We dished up our grub and headed to the living room. I wanted to talk more to "Sarah" because I felt like I could figure out her name if she would talk more about the people she hung out with whose names I did know. But no matter how much she talked, I just couldn't pull her name from the tip of my tongue.
And I had more important things on my mind. Like the slices of turkey that were melting in my mouth like pieces of sashimi.
"Oh my god RF! This turkey is fucking delicious. What did you do with it?"
"Not much. Just basted it."
"Like every half hour or so."
"It's so good."
"I used five sticks of butter."
This will forever be known as that Thanksgiving when we ate with a stranger and RF tried to give us a heart attack.
Dinner was done and followed shortly thereafter by pie. And a Britney Spears concert on DVD. Because that
The night went on and finally after five excruciatingly awkward hours, "Sarah" left.
As soon as she went home we all exhaled loudly.
"Her name was so not Sarah." I said. But we couldn't think of a suitable alternative.
"Where's your Lindex?" I asked RF.
The Lindex was a spiral bound directory of all the students and departments at Linfield. It also listed the hometown of every student.
And like every good Nancy-Drew-reading-Encyclopedia-Brown-loving girl, I knew something important about fake Sarah.
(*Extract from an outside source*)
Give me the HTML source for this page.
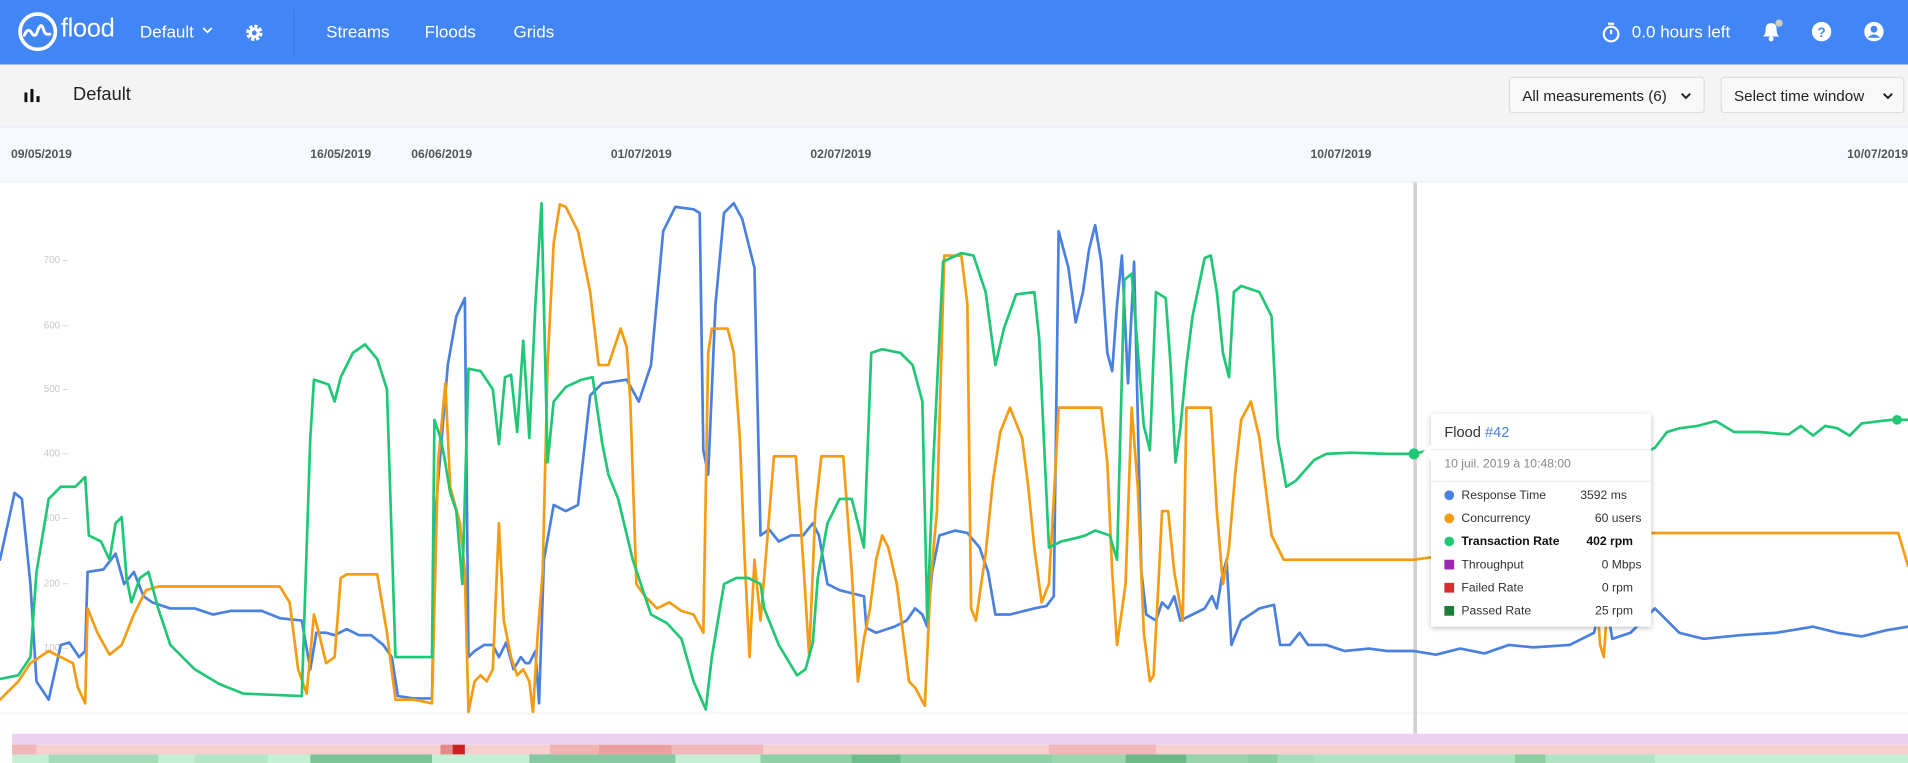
<!DOCTYPE html>
<html><head><meta charset="utf-8"><style>
html,body{margin:0;padding:0;width:1908px;height:763px;overflow:hidden;background:#fff;font-family:"Liberation Sans","DejaVu Sans",sans-serif}
#w{position:absolute;left:0;top:0;width:1568px;height:627px;transform:scale(1.21684);transform-origin:0 0;overflow:hidden}
.hdr{position:absolute;left:0;top:0;width:1568px;height:53px;background:#4285f4;box-shadow:0 1px 3px rgba(0,0,0,.25);color:#fff}
.hdr .t{position:absolute;top:18px;font-size:14px;color:#fff}
.sub{position:absolute;left:0;top:53px;width:1568px;height:51px;background:#f4f4f4}
.btn{position:absolute;top:10px;height:30px;border:1px solid #ddd;border-radius:3px;background:#f8f8f8;font-size:12.5px;color:#222;line-height:30px;box-sizing:border-box;padding-left:10px}
.dates{position:absolute;left:0;top:104px;width:1568px;height:46px;background:#f5f8fc;border-top:1px solid #e8eef6;border-bottom:1px solid #e8eef6;box-sizing:border-box}
.dates span{position:absolute;top:17px;font-size:10px;font-weight:bold;color:#555}
.yl{position:absolute;left:36px;font-size:8px;color:#c8c8c8}
.tip{position:absolute;left:1176px;top:340px;width:181px;height:175px;background:#fff;box-shadow:0 1px 4px rgba(0,0,0,.25);font-size:10px;color:#333}
.tip .r{position:absolute;left:11px;height:14px;line-height:14px}
.tip .v{position:absolute;left:0;width:170px;text-align:right}
.dot{display:inline-block;width:8px;height:8px;border-radius:50%;margin-right:6px;vertical-align:-1px}
.sq{display:inline-block;width:8px;height:8px;margin-right:6px;vertical-align:-1px}
</style></head><body><div id="w">
<div class="hdr">
<svg style="position:absolute;left:14px;top:9px" width="34" height="34" viewBox="0 0 34 34"><circle cx="17" cy="17" r="14.5" fill="none" stroke="#fff" stroke-width="3"/><path d="M6 20 Q9 13 12 18 T17 16 Q20 8 22 16 Q23 20 27 19" fill="none" stroke="#fff" stroke-width="2.4" stroke-linecap="round"/></svg>
<div class="t" style="left:50px;top:12px;font-size:21px;letter-spacing:-0.3px">flood</div>
<div class="t" style="left:115px">Default</div>
<svg style="position:absolute;left:166px;top:22px" width="9" height="6" viewBox="0 0 9 6"><path d="M1 1l3.5 3.5L8 1" stroke="#fff" stroke-width="1.5" fill="none"/></svg>
<svg style="position:absolute;left:201px;top:19px" width="16" height="16" viewBox="0 0 16 16"><circle cx="8" cy="8" r="5" fill="none" stroke="#fff" stroke-width="3.5" stroke-dasharray="2.5 1.4"/><circle cx="8" cy="8" r="4.5" fill="#fff"/><circle cx="8" cy="8" r="2" fill="#4285f4"/></svg>
<div style="position:absolute;left:241px;top:8px;width:1px;height:38px;background:#3a78e0"></div>
<div class="t" style="left:268px">Streams</div>
<div class="t" style="left:349px">Floods</div>
<div class="t" style="left:422px">Grids</div>
<svg style="position:absolute;left:1316px;top:18px" width="16" height="17" viewBox="0 0 16 17"><circle cx="8" cy="10" r="6" fill="none" stroke="#fff" stroke-width="1.8"/><path d="M5.5 1.5h5M8 10V6.5" stroke="#fff" stroke-width="1.8"/></svg>
<div class="t" style="left:1341px">0.0 hours left</div>
<svg style="position:absolute;left:1446px;top:16px" width="22" height="20" viewBox="0 0 22 20"><path d="M3 14 Q5 12 5 8 Q5 3 9.5 3 Q14 3 14 8 Q14 12 16 14Z" fill="#fff"/><circle cx="9.5" cy="16" r="2" fill="#fff"/><circle cx="16" cy="3" r="3" fill="#ccc"/></svg>
<svg style="position:absolute;left:1489px;top:18px" width="16" height="16" viewBox="0 0 16 16"><circle cx="8" cy="8" r="8" fill="#fff"/><text x="8" y="12.5" text-anchor="middle" font-size="11" font-weight="bold" fill="#4285f4" font-family="Liberation Sans">?</text></svg>
<svg style="position:absolute;left:1532px;top:18px" width="16" height="16" viewBox="0 0 16 16"><circle cx="8" cy="8" r="8" fill="#fff"/><circle cx="8" cy="6" r="2.8" fill="#4285f4"/><path d="M3 13 Q8 7.5 13 13" fill="#4285f4"/></svg>
</div>
<div class="sub">
<svg style="position:absolute;left:20px;top:20px" width="13" height="11" viewBox="0 0 13 11"><rect x="0" y="3" width="2.5" height="8" fill="#111"/><rect x="5" y="0" width="2.5" height="11" fill="#111"/><rect x="10" y="6" width="2.5" height="5" fill="#111"/></svg>
<div style="position:absolute;left:60px;top:16px;font-size:15px;color:#222">Default</div>
<div class="btn" style="left:1240px;width:161px">All measurements (6)<svg style="position:absolute;right:10px;top:12px" width="9" height="6" viewBox="0 0 9 6"><path d="M1 1l3.5 3.5L8 1" stroke="#222" stroke-width="1.6" fill="none"/></svg></div>
<div class="btn" style="left:1414px;width:151px">Select time window<svg style="position:absolute;right:8px;top:12px" width="9" height="6" viewBox="0 0 9 6"><path d="M1 1l3.5 3.5L8 1" stroke="#222" stroke-width="1.6" fill="none"/></svg></div>
</div>
<div class="dates">
<span style="left:9px">09/05/2019</span><span style="left:255px">16/05/2019</span><span style="left:338px">06/06/2019</span><span style="left:502px">01/07/2019</span><span style="left:666px">02/07/2019</span><span style="left:1077px">10/07/2019</span><span style="left:1518px">10/07/2019</span>
</div>
<div class="yl" style="top:209px">700 –</div><div class="yl" style="top:263px">600 –</div><div class="yl" style="top:315px">500 –</div><div class="yl" style="top:368px">400 –</div><div class="yl" style="top:421px">300 –</div><div class="yl" style="top:475px">200 –</div><div class="yl" style="top:528px">100 –</div>
<svg style="position:absolute;left:0;top:0" width="1568" height="627">
<line x1="0" y1="586" x2="1568" y2="586" stroke="#f0f0f0"/>
<line x1="1163" y1="150" x2="1163" y2="603" stroke="#d0d0d0" stroke-width="3"/>
<g fill="none" stroke-width="2.2" stroke-linejoin="round" stroke-linecap="round">
<polyline stroke="#4a80e0" points="0,460 12,405 18,410 25,480 30,560 40,575 50,530 57,528 65,540 70,535 72,470 85,468 95,455 102,480 110,470 118,490 125,495 140,500 160,500 175,505 190,502 215,502 230,508 248,510 255,550 260,520 268,520 275,522 285,517 295,522 305,522 315,530 322,540 327,572 340,574 355,574 358,420 368,300 375,260 382,245 385,540 390,535 398,530 405,530 410,540 416,528 422,550 428,540 432,545 435,545 440,535 443,578 447,460 455,415 465,420 475,415 485,325 495,315 515,312 525,330 535,300 545,190 555,170 570,172 575,175 578,370 582,390 588,250 595,175 603,167 610,180 620,220 625,440 632,435 640,445 650,440 660,440 668,430 673,440 680,480 690,485 710,490 712,516 720,520 735,515 745,510 752,500 758,505 762,515 766,470 772,440 785,436 795,438 805,450 812,470 818,505 830,505 850,500 860,498 866,490 870,190 878,220 884,265 890,240 895,205 900,185 905,215 910,290 914,305 918,250 922,210 927,315 932,215 938,470 942,505 950,510 955,495 960,500 965,490 970,510 980,505 990,500 996,490 1000,500 1004,475 1008,460 1012,530 1020,510 1035,500 1047,497 1052,530 1060,530 1068,520 1075,530 1090,530 1105,535 1125,533 1140,535 1162,535 1180,538 1200,533 1220,537 1240,530 1260,532 1290,530 1310,520 1318,485 1325,525 1340,520 1350,510 1360,500 1370,510 1380,520 1400,525 1430,522 1460,520 1490,515 1510,520 1530,523 1550,518 1568,515"/>
<polyline stroke="#f59c12" points="0,575 15,560 25,545 40,535 50,540 60,545 64,565 70,578 72,500 80,520 90,538 100,530 110,505 120,485 130,482 230,482 238,495 245,550 252,570 258,505 262,520 268,545 275,540 280,475 285,472 310,472 318,520 325,575 340,575 355,578 360,380 366,315 370,400 378,430 382,470 385,585 390,560 395,555 400,560 405,550 410,430 414,510 420,540 425,555 430,550 435,560 438,585 442,520 446,470 450,300 455,200 460,168 465,170 475,190 485,240 492,300 500,300 510,270 515,285 518,330 523,480 530,490 540,500 550,495 560,502 570,505 578,520 582,290 585,270 598,270 603,290 608,360 612,460 616,540 620,460 625,510 630,450 636,375 654,375 660,460 665,540 670,420 675,375 693,375 700,470 705,560 710,525 715,500 720,460 725,440 730,450 737,480 742,520 747,560 752,565 760,580 765,475 770,420 776,210 790,210 795,250 798,500 802,510 810,455 816,395 822,355 830,335 840,360 845,400 850,450 856,495 862,480 866,410 870,335 905,335 910,380 914,470 918,530 925,480 930,335 935,400 940,520 945,560 948,555 952,480 955,420 960,420 965,470 972,510 975,335 995,335 1000,420 1005,480 1010,450 1015,390 1020,345 1028,330 1035,360 1040,400 1045,440 1055,460 1070,460 1162,460 1176,458 1310,460 1315,530 1318,540 1325,438 1330,438 1560,438 1568,465"/>
<polyline stroke="#1fc776" points="0,558 15,555 25,540 30,470 40,410 50,400 62,400 70,392 73,440 83,445 90,460 95,430 100,425 104,475 108,495 115,475 122,470 130,500 140,530 160,550 180,562 200,570 248,572 255,360 258,312 270,316 275,330 280,310 290,290 300,283 310,295 318,320 325,540 340,540 355,540 357,345 362,360 365,375 370,405 375,420 380,480 385,303 395,305 405,320 410,365 415,310 420,308 425,355 430,280 435,360 440,250 445,167 450,380 455,330 465,318 478,312 487,310 495,365 500,390 508,410 520,460 535,505 548,512 560,525 570,560 580,583 585,540 595,480 605,475 615,475 625,480 628,500 640,530 655,555 662,550 668,528 672,475 680,430 690,410 700,410 710,450 716,290 725,287 740,290 750,300 758,330 762,510 767,380 775,215 790,208 800,210 810,240 818,300 825,270 835,242 850,240 854,278 862,450 872,445 885,442 892,440 900,436 912,440 918,460 924,230 930,225 940,350 945,370 950,240 958,245 962,300 966,380 970,352 975,300 980,260 990,212 995,210 1000,240 1005,290 1010,310 1014,240 1020,235 1035,240 1045,260 1050,360 1057,400 1065,395 1080,378 1090,373 1110,372 1140,373 1162,373 1175,370 1190,372 1210,374 1240,376 1270,372 1300,374 1320,360 1325,342 1330,375 1345,375 1360,368 1370,355 1380,352 1395,350 1410,346 1425,355 1445,355 1470,357 1480,350 1490,358 1500,350 1510,352 1520,358 1530,348 1545,346 1555,345 1568,345"/>
</g>
<circle cx="1162" cy="373" r="4.5" fill="#1fc776"/><circle cx="1559" cy="345" r="4" fill="#1fc776"/>
<rect x="10" y="603" width="1558" height="9" fill="#ecd2f0"/>
<rect x="10" y="612" width="1558" height="8" fill="#f6cfcf"/>
<rect x="10" y="612" width="20" height="8" fill="#efb8b8"/><rect x="362" y="612" width="10" height="8" fill="#e58a8a"/><rect x="372" y="612" width="10" height="8" fill="#cc2222"/><rect x="452" y="612" width="40" height="8" fill="#efb3b3"/><rect x="492" y="612" width="60" height="8" fill="#eaa0a0"/><rect x="552" y="612" width="75" height="8" fill="#f0b8b8"/><rect x="862" y="612" width="88" height="8" fill="#f0b8b8"/>
<rect x="10" y="620" width="1558" height="7" fill="#c6efd4"/>
<rect x="40" y="620" width="90" height="7" fill="#a3dcb6"/><rect x="160" y="620" width="60" height="7" fill="#b3e6c4"/><rect x="255" y="620" width="100" height="7" fill="#7cc496"/><rect x="435" y="620" width="120" height="7" fill="#86c9a0"/><rect x="625" y="620" width="240" height="7" fill="#8fd0a6"/><rect x="700" y="620" width="40" height="7" fill="#6fbd8a"/><rect x="865" y="620" width="60" height="7" fill="#9bd6b0"/><rect x="925" y="620" width="50" height="7" fill="#6db886"/><rect x="975" y="620" width="50" height="7" fill="#96d3aa"/><rect x="1025" y="620" width="25" height="7" fill="#8ccda1"/><rect x="1050" y="620" width="30" height="7" fill="#a8dfba"/><rect x="1080" y="620" width="280" height="7" fill="#b0e3c2"/><rect x="1245" y="620" width="25" height="7" fill="#8ccda1"/>
</svg>
<div class="tip">
<svg style="position:absolute;left:-7px;top:24px" width="8" height="16" viewBox="0 0 8 16"><path d="M8 0L0 8L8 16Z" fill="#fff"/></svg>
<div style="position:absolute;left:11px;top:8px;font-size:12px;color:#333">Flood <span style="color:#4a80e0">#42</span></div>
<div style="position:absolute;left:0;top:29px;width:181px;border-top:1px solid #eee"></div>
<div style="position:absolute;left:11px;top:36px;font-size:10px;color:#888">10 juil. 2019 à 10:48:00</div>
<div style="position:absolute;left:0;top:55px;width:181px;border-top:1px solid #eee"></div>
<div class="r" style="top:61px;width:170px"><span class="dot" style="background:#4a80e0"></span>Response Time<span class="v" style="width:150px">3592 ms</span></div>
<div class="r" style="top:80px;width:170px"><span class="dot" style="background:#f59c12"></span>Concurrency<span class="v" style="width:162px">60 users</span></div>
<div class="r" style="top:99px;width:170px;font-weight:bold;color:#111"><span class="dot" style="background:#1fc776"></span>Transaction Rate<span class="v" style="width:155px">402 rpm</span></div>
<div class="r" style="top:118px;width:170px"><span class="sq" style="background:#9c27b0"></span>Throughput<span class="v" style="width:162px">0 Mbps</span></div>
<div class="r" style="top:137px;width:170px"><span class="sq" style="background:#d32f2f"></span>Failed Rate<span class="v" style="width:155px">0 rpm</span></div>
<div class="r" style="top:156px;width:170px"><span class="sq" style="background:#1b7d36"></span>Passed Rate<span class="v" style="width:155px">25 rpm</span></div>
</div>
</div></body></html>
I knew she was from
So as Britney shimmied and shook on the TV in the background, I went though the Lindex page by page until I found our mystery guest's name.
Her name was not Sarah. To this day, I can't for the life of me remember what it might be. I forgot. As terrible as this sounds, it doesn't really matter.
Aside from this day, I only have one other memory of her and that involves stumbling into her after too many beers at the Delta house, finding her and her friend knitting in one of the rooms while loud music made the walls shake and the sounds of partying college students could be heard from every nook and cranny.
My hope is that she has the opposite side of this story to tell her friends and family, about that one Thanksgiving she stayed on campus and ate dinner with three junior assholes who kept calling her Sarah.